# start of DATA SHOWN

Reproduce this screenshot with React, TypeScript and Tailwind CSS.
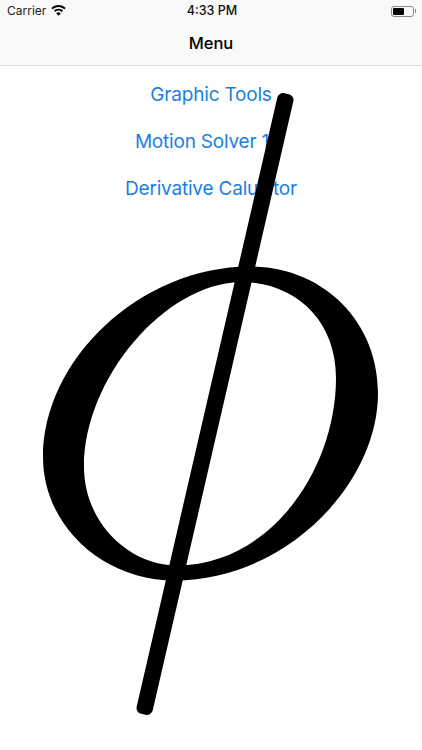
import React from 'react';

const font = { fontFamily: 'Inter, "Liberation Sans", sans-serif' };

const menuItems = [
  { label: 'Graphic Tools', pad: '' },
  { label: 'Motion Solver 1', pad: 'pr-[18px]' },
  { label: 'Derivative Calulator', pad: '' },
];

// status bar wifi fan
const WifiIcon = () => (
  <svg width="15" height="11" viewBox="0 0 15 11" className="ml-[5px] mb-[1px]">
    <path d="M7.5 0C4.7 0 2.2 1.1.3 2.9l1.3 1.4C3.1 2.800 5.200 1.900 7.500 1.900s4.400.9 5.900 2.400l1.300-1.400C12.800 1.100 10.300 0 7.500 0z" fill="#000" />
    <path d="M7.500 3.700c-1.800 0-3.400.7-4.600 1.900l1.300 1.400c.9-.8 2-1.400 3.300-1.400s2.400.6 3.300 1.400l1.300-1.400C10.900 4.400 9.300 3.700 7.500 3.700z" fill="#000" />
    <path d="M7.500 7.300c-.9 0-1.700.4-2.300 1l2.300 2.500 2.300-2.500c-.6-.6-1.400-1-2.300-1z" fill="#000" />
  </svg>
);

const BatteryIcon = () => (
  <div className="flex items-center">
    <div className="w-[23px] h-[11px] rounded-[3px] border border-[#8a8a8a] p-[1px] flex">
      <div className="w-[11px] h-full bg-black rounded-[1px]" />
    </div>
    <div className="w-[1px] h-[4px] bg-[#8a8a8a] ml-[1px]" />
  </div>
);

const PhiSymbol = () => (
  <svg width="422" height="750" viewBox="0 0 422 750" className="absolute top-0 left-0 pointer-events-none">
    <path
      fillRule="evenodd"
      d="M250 266.500C324 267 378 322 378 393C378 485 285 580 175 580.500C102 580.500 43 525 43 457C43 360 140 266.500 250 266.500Z
         M240 282C165 284 84 378 84 467C84 520 126 565 177 565.500C270 565 336 470 336 378C336 320 295 282 240 282Z"
      fill="#000"
    />
    <rect x="206.750" y="85.500" width="16.500" height="637" rx="6" transform="rotate(13 215 404)" fill="#000" />
  </svg>
);

export default function App() {
  return (
    <div className="relative w-[422px] h-[750px] bg-white overflow-hidden" style={font}>
      <div className="bg-[#f9f9f9] border-b border-[#dcdcdc] h-[66px]">
        <div className="relative flex items-center justify-between h-[22px] pl-[7px] pr-[6px]">
          <div className="flex items-center text-[12px] text-[#222]">
            Carrier
            <WifiIcon />
          </div>
          <div className="absolute left-[2px] right-0 text-center text-[12.500px] font-medium text-[#111]">4:33 PM</div>
          <BatteryIcon />
        </div>
        <div className="h-[43px] flex items-center justify-center text-[16.500px] font-medium text-black">Menu</div>
      </div>
      <div className="flex flex-col items-center pt-[6px]">
        {menuItems.map((item) => (
          <button key={item.label} className={`h-[47px] text-[19px] tracking-[-0.2px] text-[#1a7fe3] ${item.pad}`}>
            {item.label}
          </button>
        ))}
      </div>
      <PhiSymbol />
    </div>
  );
}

# end of DATA SHOWN

* PROBLEM REQUIREMENTS:
The lines to collect are those holding the string "React"; copy them all.

* THE COMPLETED TASK:
Reproduce this screenshot with React, TypeScript and Tailwind CSS.
import React from 'react';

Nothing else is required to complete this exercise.